• INSTRUCTIONS FOR THE TASK
Find the lines below that contain the string "screenshot". Copy each one.

• GIVEN RECORDS

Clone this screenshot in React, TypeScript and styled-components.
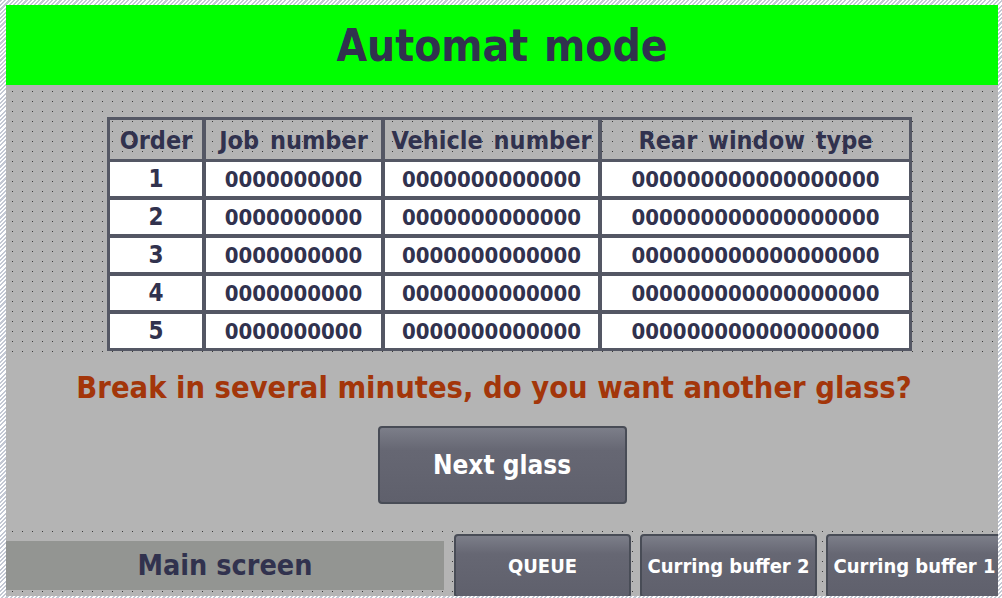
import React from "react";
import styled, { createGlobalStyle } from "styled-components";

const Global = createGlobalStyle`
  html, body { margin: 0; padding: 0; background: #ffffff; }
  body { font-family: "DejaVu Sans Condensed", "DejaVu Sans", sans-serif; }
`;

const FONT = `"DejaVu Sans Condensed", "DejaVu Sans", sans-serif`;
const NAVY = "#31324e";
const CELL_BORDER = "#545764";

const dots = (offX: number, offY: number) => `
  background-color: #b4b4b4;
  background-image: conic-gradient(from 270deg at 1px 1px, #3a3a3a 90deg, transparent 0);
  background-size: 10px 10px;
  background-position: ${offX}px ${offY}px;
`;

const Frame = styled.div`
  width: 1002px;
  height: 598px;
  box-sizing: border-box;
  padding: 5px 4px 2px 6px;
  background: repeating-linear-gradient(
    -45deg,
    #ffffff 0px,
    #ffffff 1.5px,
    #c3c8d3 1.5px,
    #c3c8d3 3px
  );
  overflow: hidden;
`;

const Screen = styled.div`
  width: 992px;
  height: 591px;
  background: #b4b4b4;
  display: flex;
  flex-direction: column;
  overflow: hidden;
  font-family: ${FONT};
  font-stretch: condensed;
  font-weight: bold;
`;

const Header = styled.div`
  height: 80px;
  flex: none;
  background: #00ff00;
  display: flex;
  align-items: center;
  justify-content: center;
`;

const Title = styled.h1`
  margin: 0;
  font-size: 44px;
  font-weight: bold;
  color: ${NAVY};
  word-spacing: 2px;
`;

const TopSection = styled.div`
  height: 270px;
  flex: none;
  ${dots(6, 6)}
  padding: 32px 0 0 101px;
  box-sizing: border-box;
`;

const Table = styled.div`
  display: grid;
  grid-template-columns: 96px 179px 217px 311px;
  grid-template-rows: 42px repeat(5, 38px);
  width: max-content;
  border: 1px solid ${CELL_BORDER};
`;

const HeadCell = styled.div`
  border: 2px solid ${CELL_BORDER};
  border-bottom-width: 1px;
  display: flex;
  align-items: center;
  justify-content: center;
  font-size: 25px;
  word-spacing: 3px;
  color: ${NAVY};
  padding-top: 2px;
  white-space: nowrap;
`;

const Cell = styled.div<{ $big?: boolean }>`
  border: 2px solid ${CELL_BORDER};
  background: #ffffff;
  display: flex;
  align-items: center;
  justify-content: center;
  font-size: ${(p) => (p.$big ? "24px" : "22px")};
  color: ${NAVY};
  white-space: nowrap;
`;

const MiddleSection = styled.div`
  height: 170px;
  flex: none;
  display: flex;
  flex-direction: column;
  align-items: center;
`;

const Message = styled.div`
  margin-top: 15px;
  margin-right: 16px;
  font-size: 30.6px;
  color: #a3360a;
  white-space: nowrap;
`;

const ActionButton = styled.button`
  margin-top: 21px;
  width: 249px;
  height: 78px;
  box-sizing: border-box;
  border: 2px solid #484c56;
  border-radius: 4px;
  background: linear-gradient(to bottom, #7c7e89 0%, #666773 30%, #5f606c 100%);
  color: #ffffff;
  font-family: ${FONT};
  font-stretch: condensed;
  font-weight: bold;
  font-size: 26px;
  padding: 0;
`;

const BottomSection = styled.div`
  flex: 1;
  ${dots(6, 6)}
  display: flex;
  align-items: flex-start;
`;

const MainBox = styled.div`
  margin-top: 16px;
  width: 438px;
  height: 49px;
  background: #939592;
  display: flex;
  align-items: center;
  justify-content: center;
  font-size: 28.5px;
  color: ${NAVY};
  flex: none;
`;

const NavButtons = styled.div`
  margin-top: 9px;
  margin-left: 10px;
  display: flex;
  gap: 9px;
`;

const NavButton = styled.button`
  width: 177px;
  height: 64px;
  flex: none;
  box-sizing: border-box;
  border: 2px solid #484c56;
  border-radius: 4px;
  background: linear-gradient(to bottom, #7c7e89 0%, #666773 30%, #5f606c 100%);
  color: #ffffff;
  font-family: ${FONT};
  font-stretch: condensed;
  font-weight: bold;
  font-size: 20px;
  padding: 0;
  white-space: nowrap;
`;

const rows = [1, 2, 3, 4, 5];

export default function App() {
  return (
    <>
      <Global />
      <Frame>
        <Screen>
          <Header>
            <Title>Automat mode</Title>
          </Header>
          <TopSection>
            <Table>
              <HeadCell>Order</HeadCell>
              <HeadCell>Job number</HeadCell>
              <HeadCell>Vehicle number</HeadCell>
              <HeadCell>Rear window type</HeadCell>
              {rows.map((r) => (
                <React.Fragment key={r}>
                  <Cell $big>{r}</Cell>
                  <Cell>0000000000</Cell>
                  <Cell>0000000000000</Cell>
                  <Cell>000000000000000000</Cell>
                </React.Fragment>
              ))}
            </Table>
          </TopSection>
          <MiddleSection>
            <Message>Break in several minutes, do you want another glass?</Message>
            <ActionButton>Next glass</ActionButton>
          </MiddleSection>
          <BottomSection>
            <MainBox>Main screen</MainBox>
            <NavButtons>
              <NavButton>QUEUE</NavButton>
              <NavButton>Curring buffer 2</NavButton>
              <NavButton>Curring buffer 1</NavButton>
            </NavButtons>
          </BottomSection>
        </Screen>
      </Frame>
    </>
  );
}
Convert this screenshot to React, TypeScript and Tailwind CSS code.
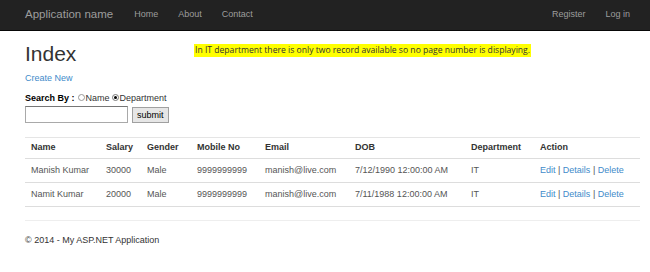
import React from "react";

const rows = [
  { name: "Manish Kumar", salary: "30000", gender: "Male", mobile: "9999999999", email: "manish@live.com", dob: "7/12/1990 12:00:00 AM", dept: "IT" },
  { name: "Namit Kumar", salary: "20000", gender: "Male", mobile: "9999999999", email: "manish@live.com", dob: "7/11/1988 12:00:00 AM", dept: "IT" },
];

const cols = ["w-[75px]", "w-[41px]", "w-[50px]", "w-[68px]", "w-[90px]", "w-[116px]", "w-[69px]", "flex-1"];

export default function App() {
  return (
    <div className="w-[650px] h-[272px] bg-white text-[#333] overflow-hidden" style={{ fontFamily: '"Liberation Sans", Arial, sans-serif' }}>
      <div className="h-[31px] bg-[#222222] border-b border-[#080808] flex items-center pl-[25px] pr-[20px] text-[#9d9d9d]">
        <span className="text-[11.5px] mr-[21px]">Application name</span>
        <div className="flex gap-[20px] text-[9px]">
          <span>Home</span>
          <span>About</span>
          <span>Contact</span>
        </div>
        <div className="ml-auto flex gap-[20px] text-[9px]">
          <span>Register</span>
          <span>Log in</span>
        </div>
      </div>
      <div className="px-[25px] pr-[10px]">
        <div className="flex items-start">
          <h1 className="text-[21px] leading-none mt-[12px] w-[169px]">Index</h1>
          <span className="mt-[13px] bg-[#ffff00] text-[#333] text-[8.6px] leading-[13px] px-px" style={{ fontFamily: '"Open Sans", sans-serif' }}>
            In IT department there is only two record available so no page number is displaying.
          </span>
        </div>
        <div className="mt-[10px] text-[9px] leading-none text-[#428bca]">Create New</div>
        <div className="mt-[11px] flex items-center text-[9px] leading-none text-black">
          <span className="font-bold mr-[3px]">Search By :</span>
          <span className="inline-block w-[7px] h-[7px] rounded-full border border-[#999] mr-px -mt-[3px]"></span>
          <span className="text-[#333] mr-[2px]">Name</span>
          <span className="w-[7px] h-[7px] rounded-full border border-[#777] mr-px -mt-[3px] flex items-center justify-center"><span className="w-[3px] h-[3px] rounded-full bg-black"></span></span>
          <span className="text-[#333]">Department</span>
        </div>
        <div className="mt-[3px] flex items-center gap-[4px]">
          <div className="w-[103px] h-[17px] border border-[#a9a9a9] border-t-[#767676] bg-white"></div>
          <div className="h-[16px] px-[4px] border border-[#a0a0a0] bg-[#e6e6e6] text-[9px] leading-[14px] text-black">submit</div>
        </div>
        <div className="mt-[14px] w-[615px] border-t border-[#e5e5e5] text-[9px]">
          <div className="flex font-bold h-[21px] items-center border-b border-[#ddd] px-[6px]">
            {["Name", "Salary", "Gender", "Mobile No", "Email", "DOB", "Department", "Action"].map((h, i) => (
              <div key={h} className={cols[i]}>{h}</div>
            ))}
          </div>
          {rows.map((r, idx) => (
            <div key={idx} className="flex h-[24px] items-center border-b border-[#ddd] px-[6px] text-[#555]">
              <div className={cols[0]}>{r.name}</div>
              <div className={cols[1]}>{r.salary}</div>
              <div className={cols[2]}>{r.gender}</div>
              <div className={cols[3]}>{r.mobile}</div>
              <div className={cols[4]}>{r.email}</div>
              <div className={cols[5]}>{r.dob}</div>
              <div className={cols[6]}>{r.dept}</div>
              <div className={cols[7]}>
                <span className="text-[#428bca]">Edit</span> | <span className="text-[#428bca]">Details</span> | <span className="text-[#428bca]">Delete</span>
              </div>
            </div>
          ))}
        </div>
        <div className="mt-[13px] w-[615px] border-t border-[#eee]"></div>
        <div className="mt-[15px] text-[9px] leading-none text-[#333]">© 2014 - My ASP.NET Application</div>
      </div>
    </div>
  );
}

• SOLUTION FOR THIS TASK
Clone this screenshot in React, TypeScript and styled-components.
Convert this screenshot to React, TypeScript and Tailwind CSS code.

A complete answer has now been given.